*WORK REQUIRED:* Everything in the data should be repeated exactly, save for the images.

*DATA EXCERPT:*
— begin —

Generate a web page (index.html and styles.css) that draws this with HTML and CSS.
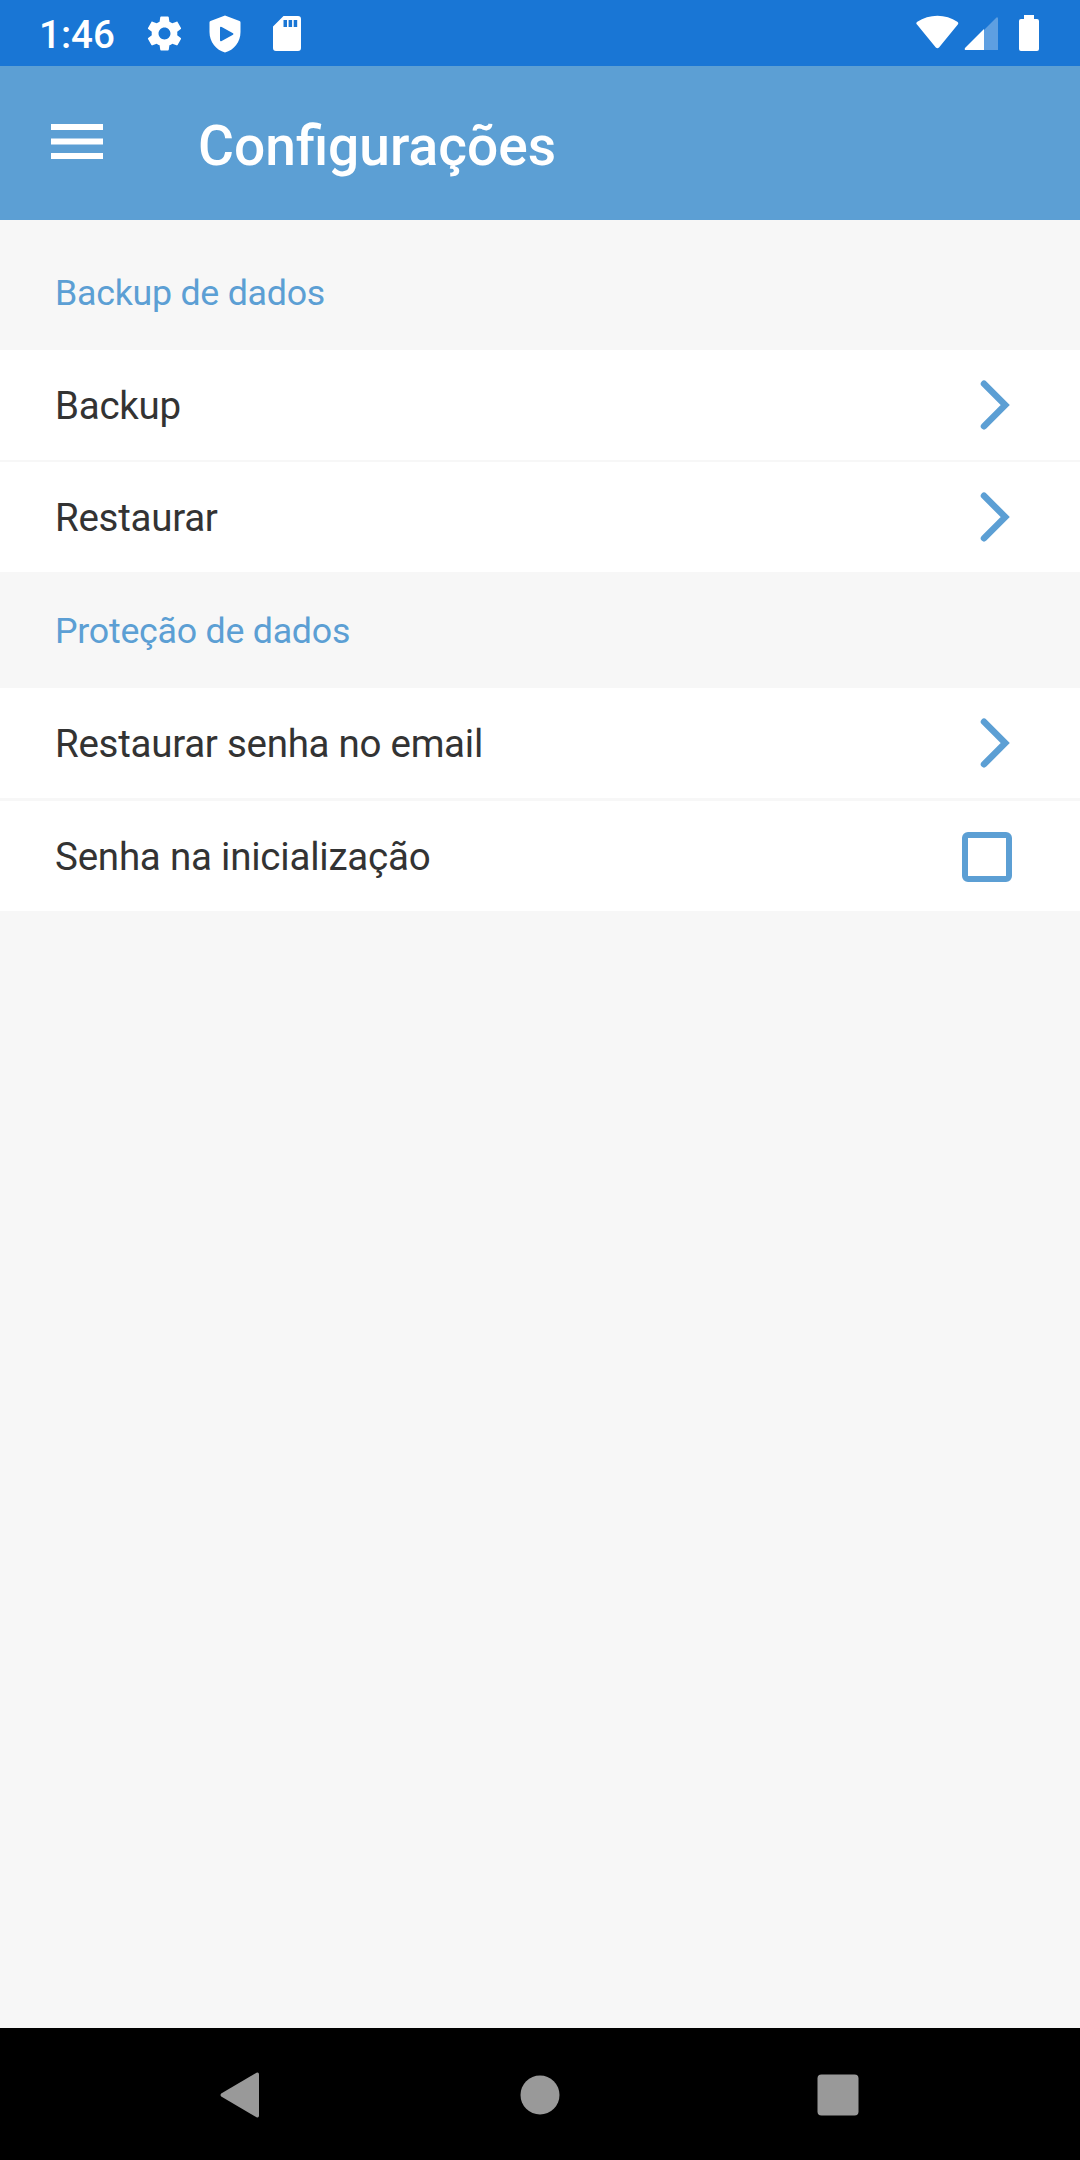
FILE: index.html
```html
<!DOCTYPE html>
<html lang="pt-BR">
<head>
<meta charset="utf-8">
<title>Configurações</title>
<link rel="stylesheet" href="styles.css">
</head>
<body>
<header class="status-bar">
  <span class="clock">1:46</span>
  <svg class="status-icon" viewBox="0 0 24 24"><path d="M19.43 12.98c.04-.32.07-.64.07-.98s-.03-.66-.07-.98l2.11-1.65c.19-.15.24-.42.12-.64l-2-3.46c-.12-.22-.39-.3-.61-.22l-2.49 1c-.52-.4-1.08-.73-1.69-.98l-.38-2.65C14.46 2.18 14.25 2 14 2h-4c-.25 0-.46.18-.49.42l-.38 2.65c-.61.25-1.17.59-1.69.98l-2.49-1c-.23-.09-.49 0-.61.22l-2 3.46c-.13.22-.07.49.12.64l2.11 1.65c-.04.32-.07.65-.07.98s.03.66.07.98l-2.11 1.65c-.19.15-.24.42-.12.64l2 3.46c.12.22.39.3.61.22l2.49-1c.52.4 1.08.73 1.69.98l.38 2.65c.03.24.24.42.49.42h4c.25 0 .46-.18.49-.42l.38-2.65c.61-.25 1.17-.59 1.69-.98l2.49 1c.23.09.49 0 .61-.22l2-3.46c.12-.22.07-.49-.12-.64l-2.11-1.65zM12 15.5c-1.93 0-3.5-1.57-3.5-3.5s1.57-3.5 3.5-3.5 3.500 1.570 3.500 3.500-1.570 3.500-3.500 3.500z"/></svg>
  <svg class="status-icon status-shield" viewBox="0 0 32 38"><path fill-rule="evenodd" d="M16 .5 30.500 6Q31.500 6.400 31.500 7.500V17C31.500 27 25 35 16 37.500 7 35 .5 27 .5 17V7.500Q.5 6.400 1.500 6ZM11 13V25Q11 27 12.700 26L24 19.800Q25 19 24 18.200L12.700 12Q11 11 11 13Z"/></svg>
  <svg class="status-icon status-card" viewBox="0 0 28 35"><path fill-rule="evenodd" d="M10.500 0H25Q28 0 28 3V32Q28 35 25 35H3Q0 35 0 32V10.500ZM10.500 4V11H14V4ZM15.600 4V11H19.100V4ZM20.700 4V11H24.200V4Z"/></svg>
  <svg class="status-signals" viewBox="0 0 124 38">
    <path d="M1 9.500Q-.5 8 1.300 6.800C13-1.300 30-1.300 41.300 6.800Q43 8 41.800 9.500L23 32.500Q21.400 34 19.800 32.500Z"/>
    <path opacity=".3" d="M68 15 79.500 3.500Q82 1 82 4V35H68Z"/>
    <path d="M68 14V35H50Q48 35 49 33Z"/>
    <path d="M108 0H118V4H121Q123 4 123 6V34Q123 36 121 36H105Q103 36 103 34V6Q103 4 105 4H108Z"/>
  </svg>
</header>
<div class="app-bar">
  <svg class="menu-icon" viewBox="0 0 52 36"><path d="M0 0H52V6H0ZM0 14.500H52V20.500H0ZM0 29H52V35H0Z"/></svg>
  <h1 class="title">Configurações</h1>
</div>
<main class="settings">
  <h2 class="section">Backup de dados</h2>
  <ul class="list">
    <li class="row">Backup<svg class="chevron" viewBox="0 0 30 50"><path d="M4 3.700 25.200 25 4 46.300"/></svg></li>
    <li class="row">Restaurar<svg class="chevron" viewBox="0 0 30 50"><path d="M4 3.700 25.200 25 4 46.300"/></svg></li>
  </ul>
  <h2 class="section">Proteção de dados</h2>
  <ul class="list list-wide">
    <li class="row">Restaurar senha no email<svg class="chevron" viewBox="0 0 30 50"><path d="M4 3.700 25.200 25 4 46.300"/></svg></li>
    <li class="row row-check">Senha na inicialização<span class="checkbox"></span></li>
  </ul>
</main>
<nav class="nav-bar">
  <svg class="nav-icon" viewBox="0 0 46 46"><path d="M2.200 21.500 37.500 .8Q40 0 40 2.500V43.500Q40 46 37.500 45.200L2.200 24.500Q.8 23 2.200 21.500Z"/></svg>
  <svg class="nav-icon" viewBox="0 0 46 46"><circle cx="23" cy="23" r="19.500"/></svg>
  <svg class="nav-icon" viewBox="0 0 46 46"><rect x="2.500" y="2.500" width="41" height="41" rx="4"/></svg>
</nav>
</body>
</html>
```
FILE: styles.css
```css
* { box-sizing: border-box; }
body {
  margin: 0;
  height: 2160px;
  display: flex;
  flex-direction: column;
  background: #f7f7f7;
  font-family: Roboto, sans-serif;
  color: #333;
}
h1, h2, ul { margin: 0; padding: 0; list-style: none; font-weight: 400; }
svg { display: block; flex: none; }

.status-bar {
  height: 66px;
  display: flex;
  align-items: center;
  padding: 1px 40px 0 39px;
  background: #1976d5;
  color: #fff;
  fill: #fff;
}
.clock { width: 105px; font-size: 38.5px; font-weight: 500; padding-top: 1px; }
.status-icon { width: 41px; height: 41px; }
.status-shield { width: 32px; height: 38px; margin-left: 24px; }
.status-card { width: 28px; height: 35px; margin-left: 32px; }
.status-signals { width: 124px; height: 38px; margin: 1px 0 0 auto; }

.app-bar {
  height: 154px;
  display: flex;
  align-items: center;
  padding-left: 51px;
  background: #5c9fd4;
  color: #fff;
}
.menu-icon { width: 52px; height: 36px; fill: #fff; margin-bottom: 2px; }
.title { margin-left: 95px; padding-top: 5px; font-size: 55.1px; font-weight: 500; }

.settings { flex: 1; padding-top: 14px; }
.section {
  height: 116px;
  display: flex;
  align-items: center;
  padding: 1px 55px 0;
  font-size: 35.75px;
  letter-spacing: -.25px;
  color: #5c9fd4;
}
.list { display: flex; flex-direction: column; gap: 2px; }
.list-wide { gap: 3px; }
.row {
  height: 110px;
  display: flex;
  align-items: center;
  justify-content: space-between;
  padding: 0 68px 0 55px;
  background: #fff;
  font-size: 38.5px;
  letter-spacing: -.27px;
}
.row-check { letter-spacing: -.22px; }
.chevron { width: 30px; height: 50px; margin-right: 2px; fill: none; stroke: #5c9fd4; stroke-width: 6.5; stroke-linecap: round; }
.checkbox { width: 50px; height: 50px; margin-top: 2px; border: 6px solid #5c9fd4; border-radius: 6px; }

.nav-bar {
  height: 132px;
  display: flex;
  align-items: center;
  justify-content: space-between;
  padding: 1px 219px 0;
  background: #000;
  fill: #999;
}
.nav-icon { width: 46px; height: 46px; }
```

— end —

*THE RESPONSE:*
Generate a web page (index.html and styles.css) that draws this with HTML and CSS.
FILE: index.html
```html
<!DOCTYPE html>
<html lang="pt-BR">
<head>
<meta charset="utf-8">
<title>Configurações</title>
<link rel="stylesheet" href="styles.css">
</head>
<body>
<header class="status-bar">
  <span class="clock">1:46</span>
  <svg class="status-icon" viewBox="0 0 24 24"><path d="M19.43 12.98c.04-.32.07-.64.07-.98s-.03-.66-.07-.98l2.11-1.65c.19-.15.24-.42.12-.64l-2-3.46c-.12-.22-.39-.3-.61-.22l-2.49 1c-.52-.4-1.08-.73-1.69-.98l-.38-2.65C14.46 2.18 14.25 2 14 2h-4c-.25 0-.46.18-.49.42l-.38 2.65c-.61.25-1.17.59-1.69.98l-2.49-1c-.23-.09-.49 0-.61.22l-2 3.46c-.13.22-.07.49.12.64l2.11 1.65c-.04.32-.07.65-.07.98s.03.66.07.98l-2.11 1.65c-.19.15-.24.42-.12.64l2 3.46c.12.22.39.3.61.22l2.49-1c.52.4 1.08.73 1.69.98l.38 2.65c.03.24.24.42.49.42h4c.25 0 .46-.18.49-.42l.38-2.65c.61-.25 1.17-.59 1.69-.98l2.49 1c.23.09.49 0 .61-.22l2-3.46c.12-.22.07-.49-.12-.64l-2.11-1.65zM12 15.5c-1.93 0-3.5-1.57-3.5-3.5s1.57-3.5 3.5-3.5 3.500 1.570 3.500 3.500-1.570 3.500-3.500 3.500z"/></svg>
  <svg class="status-icon status-shield" viewBox="0 0 32 38"><path fill-rule="evenodd" d="M16 .5 30.500 6Q31.500 6.400 31.500 7.500V17C31.500 27 25 35 16 37.500 7 35 .5 27 .5 17V7.500Q.5 6.400 1.500 6ZM11 13V25Q11 27 12.700 26L24 19.800Q25 19 24 18.200L12.700 12Q11 11 11 13Z"/></svg>
  <svg class="status-icon status-card" viewBox="0 0 28 35"><path fill-rule="evenodd" d="M10.500 0H25Q28 0 28 3V32Q28 35 25 35H3Q0 35 0 32V10.500ZM10.500 4V11H14V4ZM15.600 4V11H19.100V4ZM20.700 4V11H24.200V4Z"/></svg>
  <svg class="status-signals" viewBox="0 0 124 38">
    <path d="M1 9.500Q-.5 8 1.300 6.800C13-1.300 30-1.300 41.300 6.800Q43 8 41.800 9.500L23 32.500Q21.400 34 19.800 32.500Z"/>
    <path opacity=".3" d="M68 15 79.500 3.500Q82 1 82 4V35H68Z"/>
    <path d="M68 14V35H50Q48 35 49 33Z"/>
    <path d="M108 0H118V4H121Q123 4 123 6V34Q123 36 121 36H105Q103 36 103 34V6Q103 4 105 4H108Z"/>
  </svg>
</header>
<div class="app-bar">
  <svg class="menu-icon" viewBox="0 0 52 36"><path d="M0 0H52V6H0ZM0 14.500H52V20.500H0ZM0 29H52V35H0Z"/></svg>
  <h1 class="title">Configurações</h1>
</div>
<main class="settings">
  <h2 class="section">Backup de dados</h2>
  <ul class="list">
    <li class="row">Backup<svg class="chevron" viewBox="0 0 30 50"><path d="M4 3.700 25.200 25 4 46.300"/></svg></li>
    <li class="row">Restaurar<svg class="chevron" viewBox="0 0 30 50"><path d="M4 3.700 25.200 25 4 46.300"/></svg></li>
  </ul>
  <h2 class="section">Proteção de dados</h2>
  <ul class="list list-wide">
    <li class="row">Restaurar senha no email<svg class="chevron" viewBox="0 0 30 50"><path d="M4 3.700 25.200 25 4 46.300"/></svg></li>
    <li class="row row-check">Senha na inicialização<span class="checkbox"></span></li>
  </ul>
</main>
<nav class="nav-bar">
  <svg class="nav-icon" viewBox="0 0 46 46"><path d="M2.200 21.500 37.500 .8Q40 0 40 2.500V43.500Q40 46 37.500 45.200L2.200 24.500Q.8 23 2.200 21.500Z"/></svg>
  <svg class="nav-icon" viewBox="0 0 46 46"><circle cx="23" cy="23" r="19.500"/></svg>
  <svg class="nav-icon" viewBox="0 0 46 46"><rect x="2.500" y="2.500" width="41" height="41" rx="4"/></svg>
</nav>
</body>
</html>
```
FILE: styles.css
```css
* { box-sizing: border-box; }
body {
  margin: 0;
  height: 2160px;
  display: flex;
  flex-direction: column;
  background: #f7f7f7;
  font-family: Roboto, sans-serif;
  color: #333;
}
h1, h2, ul { margin: 0; padding: 0; list-style: none; font-weight: 400; }
svg { display: block; flex: none; }

.status-bar {
  height: 66px;
  display: flex;
  align-items: center;
  padding: 1px 40px 0 39px;
  background: #1976d5;
  color: #fff;
  fill: #fff;
}
.clock { width: 105px; font-size: 38.5px; font-weight: 500; padding-top: 1px; }
.status-icon { width: 41px; height: 41px; }
.status-shield { width: 32px; height: 38px; margin-left: 24px; }
.status-card { width: 28px; height: 35px; margin-left: 32px; }
.status-signals { width: 124px; height: 38px; margin: 1px 0 0 auto; }

.app-bar {
  height: 154px;
  display: flex;
  align-items: center;
  padding-left: 51px;
  background: #5c9fd4;
  color: #fff;
}
.menu-icon { width: 52px; height: 36px; fill: #fff; margin-bottom: 2px; }
.title { margin-left: 95px; padding-top: 5px; font-size: 55.1px; font-weight: 500; }

.settings { flex: 1; padding-top: 14px; }
.section {
  height: 116px;
  display: flex;
  align-items: center;
  padding: 1px 55px 0;
  font-size: 35.75px;
  letter-spacing: -.25px;
  color: #5c9fd4;
}
.list { display: flex; flex-direction: column; gap: 2px; }
.list-wide { gap: 3px; }
.row {
  height: 110px;
  display: flex;
  align-items: center;
  justify-content: space-between;
  padding: 0 68px 0 55px;
  background: #fff;
  font-size: 38.5px;
  letter-spacing: -.27px;
}
.row-check { letter-spacing: -.22px; }
.chevron { width: 30px; height: 50px; margin-right: 2px; fill: none; stroke: #5c9fd4; stroke-width: 6.5; stroke-linecap: round; }
.checkbox { width: 50px; height: 50px; margin-top: 2px; border: 6px solid #5c9fd4; border-radius: 6px; }

.nav-bar {
  height: 132px;
  display: flex;
  align-items: center;
  justify-content: space-between;
  padding: 1px 219px 0;
  background: #000;
  fill: #999;
}
.nav-icon { width: 46px; height: 46px; }
```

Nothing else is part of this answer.